Ride 1--The 98 mile (and 98 degrees) epic, Ashland, Oregon
It was hot. It was steep. It was exhausting. But sort of ridiculously beautiful, and there's a lot of mountain lakes in which you can cool off, mid-ride. Started in downtown Ashland and headed out Highway 66 toward Klamath. Literally a 10 mile uphill climb once you're out of city limits. Good shoulder, but I would suggest doing in early to beat the heat and the traffic. Just past the Green Springs Mountain Summitt (elevation 4551, where you can pick up the Pacific Crest Trail), turn left into the Hyatt Lake Recreation Area. We made a wrong turn here, but alas the roads were smooth and it was fine. Basically, if you continue straight, you'll go all the way around the lake. If you veer left, you come around the other side and it's a bit shorter. You'll end up on Hyatt Prairie Road. Turn right on Hyatt Prairie Dam Access Road. Turn left on Keno Access Road (not marked, but the road you're on comes to a T, and you can't continue straight). The next road you come to is Dead Indian Memorial Road (cool name, right?). If you go right, you head toward Lake of the Woods and can ride around there, on paved or fire roads. If you go left, you'll head back towards Ashland (and a wicked 12 mile descent). Either way, services are sparse, so fuel up when you're in the Hyatt Lake area. In fact, I would recommend three water bottles on this ride, but I'm a camel. Lots of route additions and subtractions, but the main key is that Green Springs Highway/Route 66 is the way up; Dead Indian Memorial is the way down.

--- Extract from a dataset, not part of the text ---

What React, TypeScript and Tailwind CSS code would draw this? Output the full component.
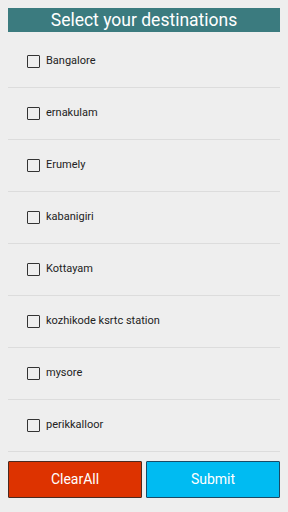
import React from "react";

const places = [
  "Bangalore",
  "ernakulam",
  "Erumely",
  "kabanigiri",
  "Kottayam",
  "kozhikode ksrtc station",
  "mysore",
  "perikkalloor",
];

export default function App() {
  return (
    <div
      className="w-[288px] h-[512px] bg-[#eeeeee] flex flex-col px-2 pt-2"
      style={{ fontFamily: "Roboto, 'Liberation Sans', sans-serif" }}
    >
      <div className="h-[24px] bg-[#3b7b7f] text-white text-[17.5px] leading-[24px] text-center">
        Select your destinations
      </div>
      <div className="mt-[4px] flex flex-col">
        {places.map((p) => (
          <div
            key={p}
            className="h-[52px] border-b border-[#dcdcdc] flex items-center pl-[19px]"
          >
            <div className="w-[13px] h-[13px] border-[1.5px] border-[#333333] rounded-[1px]" />
            <span className="ml-[6px] text-[11px] text-[#222222]">{p}</span>
          </div>
        ))}
      </div>
      <div className="mt-[9px] flex gap-[4px]">
        <button className="w-[134px] h-[37px] bg-[#dd3300] border border-[#4a2a20] rounded-[1px] text-white text-[14px]">
          ClearAll
        </button>
        <button className="w-[134px] h-[37px] bg-[#00bbf2] border border-[#1a4a66] rounded-[1px] text-white text-[14px]">
          Submit
        </button>
      </div>
    </div>
  );
}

I would NOT recommend the reverse.
Ride 2, 3 and 5: Portland Urban Roll
Basically, I don't need to give turn by turn directions for riding in Portland. The city transportation department has taken care of that with their clear, visible, and frequent bike route signs, which not only indicate neighborhoods/points of interest/parks/main roads that you may be trying to get to, but also how many miles and estimated minutes they are away! Incredible, right? Don't miss a ride in Forest Park, along the northern edge of the city, unpaved, wide, and well, forested; the Willamette River trail, running along both the eastern and western sides of the river; and Skyline Boulevard, not dissimilar to Skyline in good ole' Oakland, very popular for riding, and the "gateway" to the Willamette Valley and longer, more farmland riding. Also, any bike shop in Portland carries a wonderful Bike Portland! map with detailed routes for pretty much anywhere in the greater Portland metropolitan area.
Ride 4: Hood River and Mosier, 35 miles
Having never been to the Columbia River Gorge, I had no idea what to expect. I didn't even really know what a gorge looked like. I was not disappointed. The drive out alone was worth it. A mere 59 miles from Portland, the Gorge has waterfalls, expansive river vistas, and views of Mount Hood to the south and Mount St. Helens (we think?) to the north. Starting in downtown Hood River on Oak Street, we headed east. Turn left on State Street/30, go over 35, and begin a short, steep climb up to the Mark Hatfield Trail. Wow, what an incredible bike trail--basically runs along the edge of the Gorge, with views of the Columbia the whole length. And you even go through a tunnel! At the end of the trail, turn left, and then left again at the bottom of the hill for a quick jaunt on 30. At 10 Speed Coffee (highly recommend you stop in-- very good coffee, very friendly folks), turn right onto Center, and a quick left on 3rd Street. Third sort of becomes State Street, and shortly thereafter you should turn right onto Dry Creek Road. This is not marked, but there is a cherry orchard on the corner. If you start heading up a very steep climb, you missed the turn (you'll come down that later). Dry Creek is a fun road, paved for a while, winding through orchards and vineyards, then becoming well-packed gravel, with well-worth-the-climb views to the right. At the end of the gravel road, turn left on 7 Mile Hill Road/State Street to head back to Mosier, and backtrack. We were told by some bike shop dudes that you could continue on gravel roads basically all the way to Mount Hood, but I would recommend getting a local map (and having the conversation yourself) first.
Overall, we avoided dehydration (mostly), unfriendly drivers, flat tires, and over-doing it, and experienced a great deal of gratefulness for both the physical ability to ride and the financial ability to vacation, as well as each other's companionship and love. Awww... shucks.